INSTRUCTIONS TO FOLLOW |
Can you write out all the lines word for word, with no pictures?

INFORMATION SHOWN |
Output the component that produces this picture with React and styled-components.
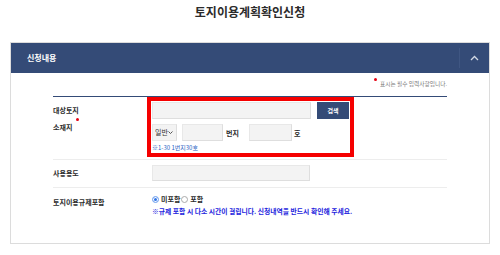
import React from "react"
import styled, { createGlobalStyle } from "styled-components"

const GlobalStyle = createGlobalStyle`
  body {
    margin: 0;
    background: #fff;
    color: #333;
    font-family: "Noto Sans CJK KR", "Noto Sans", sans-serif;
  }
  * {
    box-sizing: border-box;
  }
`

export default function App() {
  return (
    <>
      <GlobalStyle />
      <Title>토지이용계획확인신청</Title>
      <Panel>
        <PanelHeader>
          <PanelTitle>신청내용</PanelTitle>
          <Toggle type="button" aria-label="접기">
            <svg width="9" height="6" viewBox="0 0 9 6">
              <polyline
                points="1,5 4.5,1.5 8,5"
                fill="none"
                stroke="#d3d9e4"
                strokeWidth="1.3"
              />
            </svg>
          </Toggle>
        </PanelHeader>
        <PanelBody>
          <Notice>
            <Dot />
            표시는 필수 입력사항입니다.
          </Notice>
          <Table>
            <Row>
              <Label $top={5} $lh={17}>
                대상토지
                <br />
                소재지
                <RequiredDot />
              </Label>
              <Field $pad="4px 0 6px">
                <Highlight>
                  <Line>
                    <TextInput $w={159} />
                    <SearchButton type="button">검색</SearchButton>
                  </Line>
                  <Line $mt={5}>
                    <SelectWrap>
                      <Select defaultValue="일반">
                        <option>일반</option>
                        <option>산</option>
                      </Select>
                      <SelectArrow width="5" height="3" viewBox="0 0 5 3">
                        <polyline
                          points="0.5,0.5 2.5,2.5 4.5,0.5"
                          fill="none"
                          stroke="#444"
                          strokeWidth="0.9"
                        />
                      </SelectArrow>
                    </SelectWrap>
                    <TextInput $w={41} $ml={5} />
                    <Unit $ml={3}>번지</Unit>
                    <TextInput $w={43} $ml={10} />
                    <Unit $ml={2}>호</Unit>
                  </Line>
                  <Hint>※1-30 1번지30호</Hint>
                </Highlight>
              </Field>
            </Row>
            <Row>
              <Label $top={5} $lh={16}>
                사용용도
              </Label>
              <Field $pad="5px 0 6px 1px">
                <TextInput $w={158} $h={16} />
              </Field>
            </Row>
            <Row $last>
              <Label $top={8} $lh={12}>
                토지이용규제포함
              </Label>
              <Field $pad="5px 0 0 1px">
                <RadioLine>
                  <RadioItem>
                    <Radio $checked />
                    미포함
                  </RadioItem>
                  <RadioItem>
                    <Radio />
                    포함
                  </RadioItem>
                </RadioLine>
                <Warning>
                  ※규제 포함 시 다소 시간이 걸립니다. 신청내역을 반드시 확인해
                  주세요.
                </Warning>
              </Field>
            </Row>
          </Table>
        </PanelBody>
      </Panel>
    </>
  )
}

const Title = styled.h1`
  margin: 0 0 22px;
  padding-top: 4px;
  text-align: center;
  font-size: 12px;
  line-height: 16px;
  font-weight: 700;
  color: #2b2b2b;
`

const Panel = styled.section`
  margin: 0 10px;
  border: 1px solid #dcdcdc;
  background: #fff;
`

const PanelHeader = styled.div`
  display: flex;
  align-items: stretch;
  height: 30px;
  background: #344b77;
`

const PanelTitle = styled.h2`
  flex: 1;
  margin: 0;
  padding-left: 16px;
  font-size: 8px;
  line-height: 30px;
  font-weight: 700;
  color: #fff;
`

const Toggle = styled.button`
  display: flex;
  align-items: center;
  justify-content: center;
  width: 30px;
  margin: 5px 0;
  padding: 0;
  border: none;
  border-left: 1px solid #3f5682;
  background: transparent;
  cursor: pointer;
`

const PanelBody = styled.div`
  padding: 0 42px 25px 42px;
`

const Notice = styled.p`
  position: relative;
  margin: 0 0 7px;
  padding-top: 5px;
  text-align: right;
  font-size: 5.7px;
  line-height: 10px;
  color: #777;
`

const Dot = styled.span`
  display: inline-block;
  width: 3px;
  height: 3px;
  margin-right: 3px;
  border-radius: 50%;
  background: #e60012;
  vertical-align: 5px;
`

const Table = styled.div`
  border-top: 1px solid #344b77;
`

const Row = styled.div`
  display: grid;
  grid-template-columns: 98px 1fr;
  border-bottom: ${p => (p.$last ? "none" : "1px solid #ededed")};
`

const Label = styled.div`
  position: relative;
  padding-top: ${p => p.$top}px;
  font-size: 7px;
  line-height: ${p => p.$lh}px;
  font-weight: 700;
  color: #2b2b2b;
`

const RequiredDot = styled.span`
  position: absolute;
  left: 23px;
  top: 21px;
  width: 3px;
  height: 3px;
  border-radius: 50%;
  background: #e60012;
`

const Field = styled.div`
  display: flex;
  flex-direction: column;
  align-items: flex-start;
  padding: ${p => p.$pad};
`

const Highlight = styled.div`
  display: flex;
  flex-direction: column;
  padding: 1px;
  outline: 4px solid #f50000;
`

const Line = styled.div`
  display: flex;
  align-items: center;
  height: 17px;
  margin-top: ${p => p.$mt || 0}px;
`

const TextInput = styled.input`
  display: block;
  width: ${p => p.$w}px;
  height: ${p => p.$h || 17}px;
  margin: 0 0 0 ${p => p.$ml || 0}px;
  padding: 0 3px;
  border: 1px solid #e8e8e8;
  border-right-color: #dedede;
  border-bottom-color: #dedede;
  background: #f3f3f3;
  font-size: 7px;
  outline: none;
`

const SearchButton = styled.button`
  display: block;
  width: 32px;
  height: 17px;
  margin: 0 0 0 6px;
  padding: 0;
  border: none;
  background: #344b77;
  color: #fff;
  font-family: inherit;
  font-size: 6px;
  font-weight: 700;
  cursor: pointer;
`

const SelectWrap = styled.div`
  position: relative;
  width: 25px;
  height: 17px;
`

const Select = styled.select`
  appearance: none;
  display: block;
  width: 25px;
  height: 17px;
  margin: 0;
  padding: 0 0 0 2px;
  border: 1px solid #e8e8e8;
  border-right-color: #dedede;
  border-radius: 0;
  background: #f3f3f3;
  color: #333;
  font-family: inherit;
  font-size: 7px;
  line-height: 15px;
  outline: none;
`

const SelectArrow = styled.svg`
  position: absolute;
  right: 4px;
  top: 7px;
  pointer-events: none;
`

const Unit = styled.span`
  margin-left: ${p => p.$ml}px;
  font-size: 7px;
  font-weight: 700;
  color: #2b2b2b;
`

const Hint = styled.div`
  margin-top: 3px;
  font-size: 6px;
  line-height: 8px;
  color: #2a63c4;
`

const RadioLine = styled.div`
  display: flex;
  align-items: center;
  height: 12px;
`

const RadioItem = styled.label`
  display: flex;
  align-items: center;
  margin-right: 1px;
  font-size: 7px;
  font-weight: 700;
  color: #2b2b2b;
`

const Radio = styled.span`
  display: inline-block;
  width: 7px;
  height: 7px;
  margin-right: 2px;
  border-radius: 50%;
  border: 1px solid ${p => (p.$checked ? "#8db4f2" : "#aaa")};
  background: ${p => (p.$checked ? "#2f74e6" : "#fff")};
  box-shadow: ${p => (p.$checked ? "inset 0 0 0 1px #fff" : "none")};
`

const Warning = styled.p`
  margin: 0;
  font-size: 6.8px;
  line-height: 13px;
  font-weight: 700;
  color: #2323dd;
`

TASK SOLUTION |
Output the component that produces this picture with React and styled-components.
import React from "react"
import styled, { createGlobalStyle } from "styled-components"

const GlobalStyle = createGlobalStyle`
  body {
    margin: 0;
    background: #fff;
    color: #333;
    font-family: "Noto Sans CJK KR", "Noto Sans", sans-serif;
  }
  * {
    box-sizing: border-box;
  }
`

export default function App() {
  return (
    <>
      <GlobalStyle />
      <Title>토지이용계획확인신청</Title>
      <Panel>
        <PanelHeader>
          <PanelTitle>신청내용</PanelTitle>
          <Toggle type="button" aria-label="접기">
            <svg width="9" height="6" viewBox="0 0 9 6">
              <polyline
                points="1,5 4.5,1.5 8,5"
                fill="none"
                stroke="#d3d9e4"
                strokeWidth="1.3"
              />
            </svg>
          </Toggle>
        </PanelHeader>
        <PanelBody>
          <Notice>
            <Dot />
            표시는 필수 입력사항입니다.
          </Notice>
          <Table>
            <Row>
              <Label $top={5} $lh={17}>
                대상토지
                <br />
                소재지
                <RequiredDot />
              </Label>
              <Field $pad="4px 0 6px">
                <Highlight>
                  <Line>
                    <TextInput $w={159} />
                    <SearchButton type="button">검색</SearchButton>
                  </Line>
                  <Line $mt={5}>
                    <SelectWrap>
                      <Select defaultValue="일반">
                        <option>일반</option>
                        <option>산</option>
                      </Select>
                      <SelectArrow width="5" height="3" viewBox="0 0 5 3">
                        <polyline
                          points="0.5,0.5 2.5,2.5 4.5,0.5"
                          fill="none"
                          stroke="#444"
                          strokeWidth="0.9"
                        />
                      </SelectArrow>
                    </SelectWrap>
                    <TextInput $w={41} $ml={5} />
                    <Unit $ml={3}>번지</Unit>
                    <TextInput $w={43} $ml={10} />
                    <Unit $ml={2}>호</Unit>
                  </Line>
                  <Hint>※1-30 1번지30호</Hint>
                </Highlight>
              </Field>
            </Row>
            <Row>
              <Label $top={5} $lh={16}>
                사용용도
              </Label>
              <Field $pad="5px 0 6px 1px">
                <TextInput $w={158} $h={16} />
              </Field>
            </Row>
            <Row $last>
              <Label $top={8} $lh={12}>
                토지이용규제포함
              </Label>
              <Field $pad="5px 0 0 1px">
                <RadioLine>
                  <RadioItem>
                    <Radio $checked />
                    미포함
                  </RadioItem>
                  <RadioItem>
                    <Radio />
                    포함
                  </RadioItem>
                </RadioLine>
                <Warning>
                  ※규제 포함 시 다소 시간이 걸립니다. 신청내역을 반드시 확인해
                  주세요.
                </Warning>
              </Field>
            </Row>
          </Table>
        </PanelBody>
      </Panel>
    </>
  )
}

const Title = styled.h1`
  margin: 0 0 22px;
  padding-top: 4px;
  text-align: center;
  font-size: 12px;
  line-height: 16px;
  font-weight: 700;
  color: #2b2b2b;
`

const Panel = styled.section`
  margin: 0 10px;
  border: 1px solid #dcdcdc;
  background: #fff;
`

const PanelHeader = styled.div`
  display: flex;
  align-items: stretch;
  height: 30px;
  background: #344b77;
`

const PanelTitle = styled.h2`
  flex: 1;
  margin: 0;
  padding-left: 16px;
  font-size: 8px;
  line-height: 30px;
  font-weight: 700;
  color: #fff;
`

const Toggle = styled.button`
  display: flex;
  align-items: center;
  justify-content: center;
  width: 30px;
  margin: 5px 0;
  padding: 0;
  border: none;
  border-left: 1px solid #3f5682;
  background: transparent;
  cursor: pointer;
`

const PanelBody = styled.div`
  padding: 0 42px 25px 42px;
`

const Notice = styled.p`
  position: relative;
  margin: 0 0 7px;
  padding-top: 5px;
  text-align: right;
  font-size: 5.7px;
  line-height: 10px;
  color: #777;
`

const Dot = styled.span`
  display: inline-block;
  width: 3px;
  height: 3px;
  margin-right: 3px;
  border-radius: 50%;
  background: #e60012;
  vertical-align: 5px;
`

const Table = styled.div`
  border-top: 1px solid #344b77;
`

const Row = styled.div`
  display: grid;
  grid-template-columns: 98px 1fr;
  border-bottom: ${p => (p.$last ? "none" : "1px solid #ededed")};
`

const Label = styled.div`
  position: relative;
  padding-top: ${p => p.$top}px;
  font-size: 7px;
  line-height: ${p => p.$lh}px;
  font-weight: 700;
  color: #2b2b2b;
`

const RequiredDot = styled.span`
  position: absolute;
  left: 23px;
  top: 21px;
  width: 3px;
  height: 3px;
  border-radius: 50%;
  background: #e60012;
`

const Field = styled.div`
  display: flex;
  flex-direction: column;
  align-items: flex-start;
  padding: ${p => p.$pad};
`

const Highlight = styled.div`
  display: flex;
  flex-direction: column;
  padding: 1px;
  outline: 4px solid #f50000;
`

const Line = styled.div`
  display: flex;
  align-items: center;
  height: 17px;
  margin-top: ${p => p.$mt || 0}px;
`

const TextInput = styled.input`
  display: block;
  width: ${p => p.$w}px;
  height: ${p => p.$h || 17}px;
  margin: 0 0 0 ${p => p.$ml || 0}px;
  padding: 0 3px;
  border: 1px solid #e8e8e8;
  border-right-color: #dedede;
  border-bottom-color: #dedede;
  background: #f3f3f3;
  font-size: 7px;
  outline: none;
`

const SearchButton = styled.button`
  display: block;
  width: 32px;
  height: 17px;
  margin: 0 0 0 6px;
  padding: 0;
  border: none;
  background: #344b77;
  color: #fff;
  font-family: inherit;
  font-size: 6px;
  font-weight: 700;
  cursor: pointer;
`

const SelectWrap = styled.div`
  position: relative;
  width: 25px;
  height: 17px;
`

const Select = styled.select`
  appearance: none;
  display: block;
  width: 25px;
  height: 17px;
  margin: 0;
  padding: 0 0 0 2px;
  border: 1px solid #e8e8e8;
  border-right-color: #dedede;
  border-radius: 0;
  background: #f3f3f3;
  color: #333;
  font-family: inherit;
  font-size: 7px;
  line-height: 15px;
  outline: none;
`

const SelectArrow = styled.svg`
  position: absolute;
  right: 4px;
  top: 7px;
  pointer-events: none;
`

const Unit = styled.span`
  margin-left: ${p => p.$ml}px;
  font-size: 7px;
  font-weight: 700;
  color: #2b2b2b;
`

const Hint = styled.div`
  margin-top: 3px;
  font-size: 6px;
  line-height: 8px;
  color: #2a63c4;
`

const RadioLine = styled.div`
  display: flex;
  align-items: center;
  height: 12px;
`

const RadioItem = styled.label`
  display: flex;
  align-items: center;
  margin-right: 1px;
  font-size: 7px;
  font-weight: 700;
  color: #2b2b2b;
`

const Radio = styled.span`
  display: inline-block;
  width: 7px;
  height: 7px;
  margin-right: 2px;
  border-radius: 50%;
  border: 1px solid ${p => (p.$checked ? "#8db4f2" : "#aaa")};
  background: ${p => (p.$checked ? "#2f74e6" : "#fff")};
  box-shadow: ${p => (p.$checked ? "inset 0 0 0 1px #fff" : "none")};
`

const Warning = styled.p`
  margin: 0;
  font-size: 6.8px;
  line-height: 13px;
  font-weight: 700;
  color: #2323dd;
`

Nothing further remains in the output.